Fair enough - the joke is only sprung a few more times, rationalised scientifically (it's a clue) and there's even a sense in the dialogue ('pardon the expression') that this kind of bowel material is new in the Who format (it might even delight children, who are pleasingly included in the intended audience). I'm slightly less warm about the Douglas Adams-style funny-namery of alien worlds and beings, especially when coupled with this Doctor's amazing and apparently complete knowledge of everything which still has big gaps (he works out the aliens' home by a process of elimination, determining every planet in the universe they don't come from). The villains are well-conceived: with another never-done-before bit of business in that they aren't an evil race intent on invading but an evil family doing a dirty bit of business (perhaps a bit like Adams' Vogons in practice, though different in character - nastily chirpy rather than lugubrious) by triggering nuclear holocaust and selling off the radioactive slag cheap as fuel ('there's a recession out there,' the leader says of the larger universe).

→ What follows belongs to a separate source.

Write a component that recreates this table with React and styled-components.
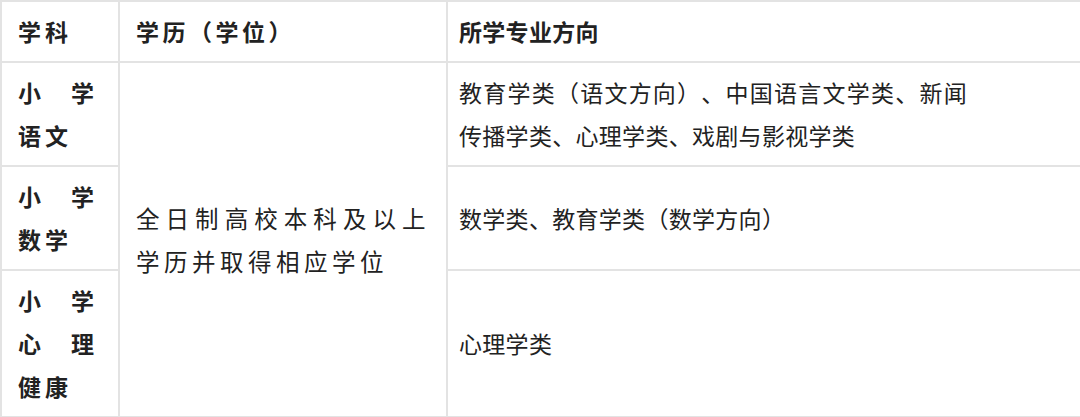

In their chubby, smug earth disguises, the Slitheen allow for a lot of topical gags about British politics and the world situation, clamouring for access to the nuclear codes from the UN by invoking a phantom threat of alien weapons in orbit that 'can be deployed in 45 seconds'; this means a near-future in which the UN has to be consulted before a nuke can be launched, which seems utopian, but also a situation where the whole world becomes an expanded Britain, needing to be duped and lied to then dragged into a pointless war.

Outside the big plot, Davies is still working on the emotional arc with the Doctor and Rose, also Rose's mum and sort-of ex-boyfriend, which tends to mean intense personal scenes in the midst of huge crises that ough to blot everything out: here, Mum keeps harping on that Rose won't be 'safe' with the Doctor and he never reassures her, but it seems a non-issue in that the Doctor has saved the world (and thus Rose and everyone she knows, including her Mum) twice since they met - indicating she wasn't safe without him. What does work is the addressing of the issue of who the Doctor is and what he stands for in this oblique manner, expressed as much in his stern lecture to a kid who has graffiti-sprayed the TARDIS as much as his aiming a missile at his own location (10, Downing Street) if it can save humanity. Also unique is the argument of the backbench MP (Penelope Wilton) who comes to the fore in the crisis, that she's the only elected representative of the people around and the world-saving should be her decision; it's an expected punchline, but still moving, that the Doctor knows her destiny is to become the three-term PM who ushers in 'Britain's Golden Age' (though there's a sting to that, in that she at once replaces Tony Blair and becomes PM with the kind of promise he's squandered).

On the downside, it's still infernally busy - and the story-so-far precis doesn't quite jog the memory of the trifold cliffhanger enough; the get-out clause that saves the Doctor from the Slitheen trap (he's not human and can't be killed the way humans can) has been inherent in the premise since 1963 but still seems such a cheat that it's no surprise it hasn't been used before (indeed, it's the sort of thing that used to trigger a regeneration). Nevertheless, it's a witty idea to defuse the immediate threat before the credits, then show that the Doctor's escape has made it even harder for him to cope: with anyone who might support him officially dead (perhaps cutting more possible links with the old show), he instantly gets blamed for the massacre and is on the run because, after all, he is an alien on Earth too.